Die nächsten fünf Stunden verbringe ich an einem Roulette-Tisch. Ich trinke etwa sieben feinste Malt-Whiskeys auf Kosten von Mr. Adelson und versuche, den Lauf der Kugel mittels eines immer stärker vernebelten Blicks zu manipulieren. Roulette ist ein feines Glückspiel: Schwarz oder Rot, Gerade oder Ungerade, Zahlenkombinationen oder die Null, da weiß man doch, was man hat. Ich habe am Ende ein Plus von 270 Dollar und kann gerade noch der Versuchung wiederstehen, vor dem Nachhausegehen in den Canal Grande zu springen. Das sähen die hier bestimmt nicht gern.

Kassenstand: 1482,50 Dollar

Heute bin ich ins "Luxor" umgezogen. Im "Mandalay" kostete das Zimmer, dass ich für 39 Dollar gebucht hatte, in einer Verlängerungsnacht plötzlich 249 Dollar. Das soll mal jemand verstehen! Das Luxor hat 4377 Zimmer und lässt mich in eines für 59 Dollar einziehen. An der Rezeption wissen sie auch, wer dieser Danny Gans ist: Der bestbezahlte Entertainer der Stadt mit einem Vertrag über hundert Millionen Dollar - da möchte man nicht drüber nachdenken. Und über die beiden Stoff-Kamele im Eingangsbereich besser auch nicht: Die bewegen den Kopf und brabbeln vor sich hin, als habe man Dean Martin und Jerry Lewis mit dem Stimm-Modul von Darth Vader ausgestattet.

Ansonsten ist hier alles wirklich sehr ägyptisch: Man wohnt in einer gläsernen Pyramide und kann eine Ausgrabungs-Ausstellung besuchen. Leider hat sich das Nationalmuseum in Kairo nicht dazu durchringen können, dem Hotel die gewünschten Original-Mumien zu Verfügung zu stellen. Das finde ich sehr schade. Die hätten sich bestimmt gut gemacht am Buffet.

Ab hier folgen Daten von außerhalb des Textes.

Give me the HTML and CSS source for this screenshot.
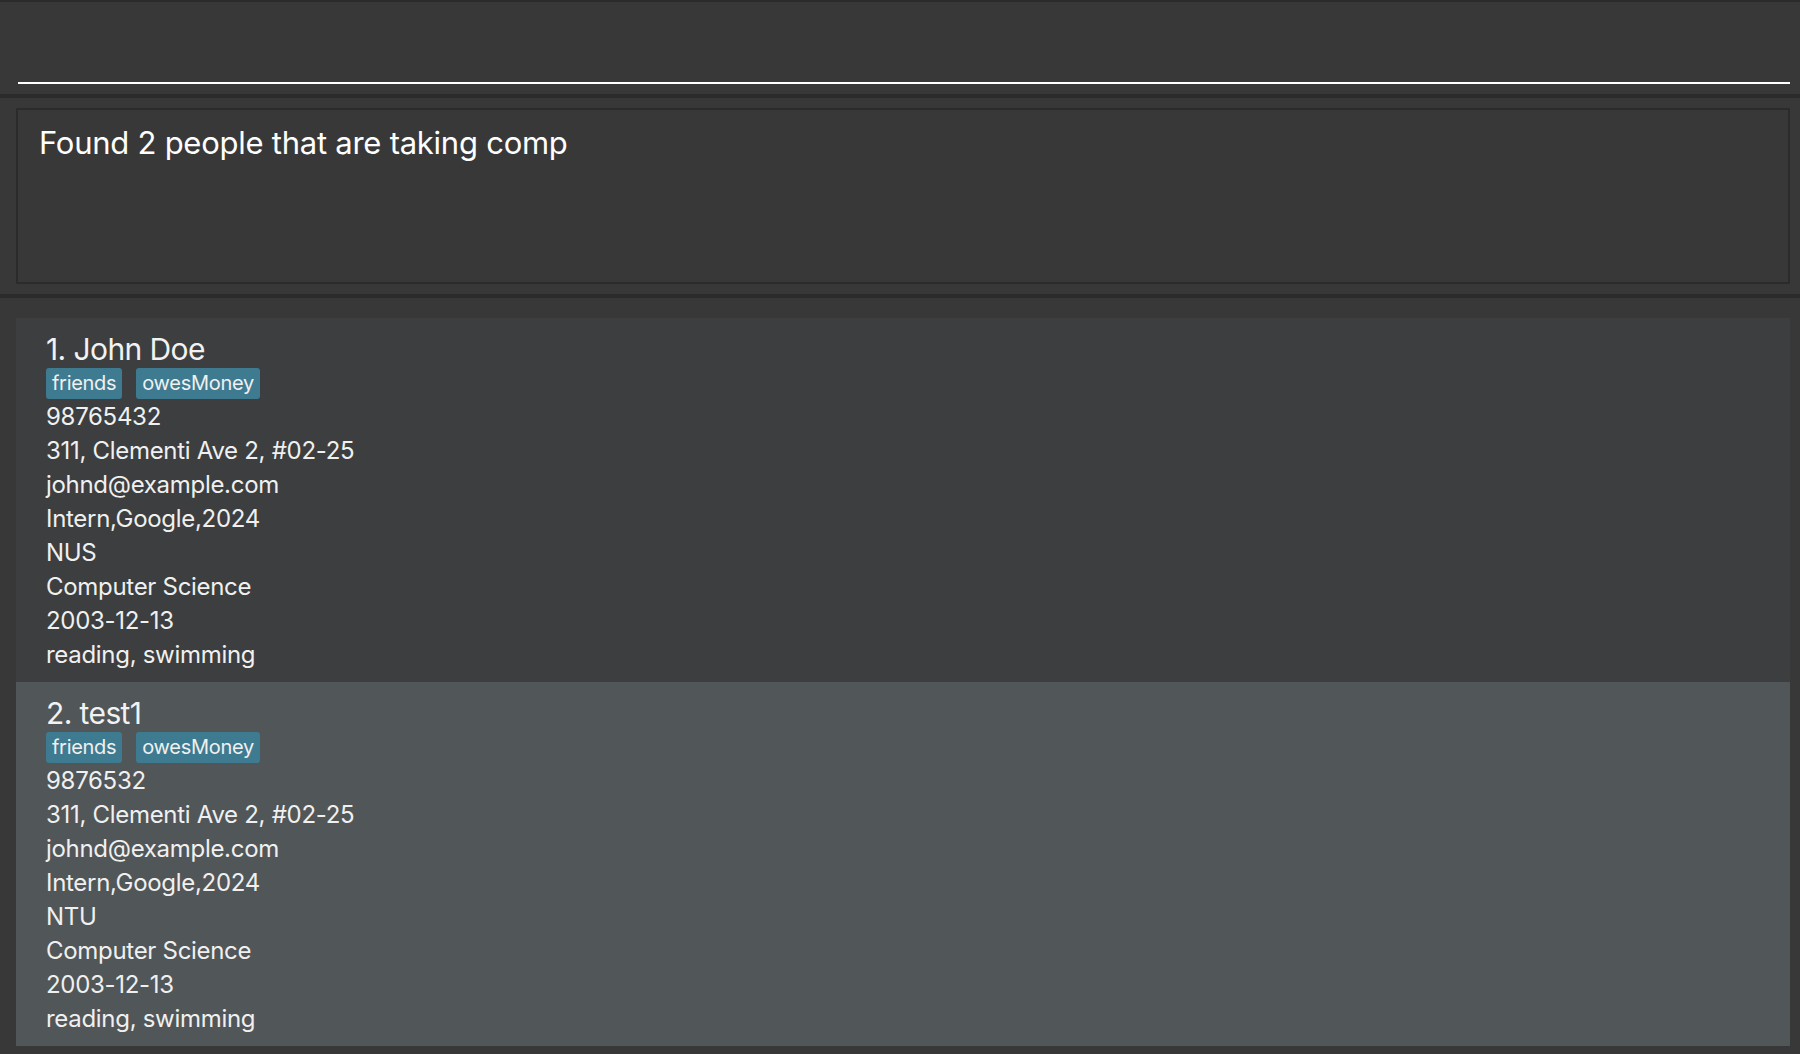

Jetzt ist es Zeit für Blackjack! Das hört sich nach Robert De Niro an oder mindestens nach Al Pacino, ist aber nichts anderes als eine aufgepeppte Version von "17 und 4". Man spielt gegen das Haus, in diesem Fall also gegen die Pyramide. Deren Abgesandte heißt Frankie. Die Frage, warum sie nicht als Nofretete verkleidet ist, irritiert sie. Mich irritiert, dass sie nicht wenigstens ein bisschen wie Liz Kleopatra Taylor aussieht. Nun gut. Man darf sich ja in diesen Casinos nicht daneben benehmen, sonst werfen sie einen raus. Die sehen nämlich alles. Überall sind Kameras in der Decke installiert, da ist man besser vorsichtig.

Frankie ist sehr nett zu mir: Die ersten Runden gewinne ich, weil sie mit ihren Karten immer über 21 kommt. Die Chips auf meiner Tischseite türmen sich wie kleine Obelisken. Ich erhöhe den Einsatz auf 50 Dollar - Frankie gibt mir 21. Ich spiele um 100 Dollar - Frankie zieht bei 14 nochmals und erwischt eine Acht. Bei 350 Dollar im Plus höre ich auf. Ich würde mich gern mit einem Kuss verabschieden, aber da ist der Blackjack-Tisch davor. Und überhaupt ist es Zeit fürs Bett.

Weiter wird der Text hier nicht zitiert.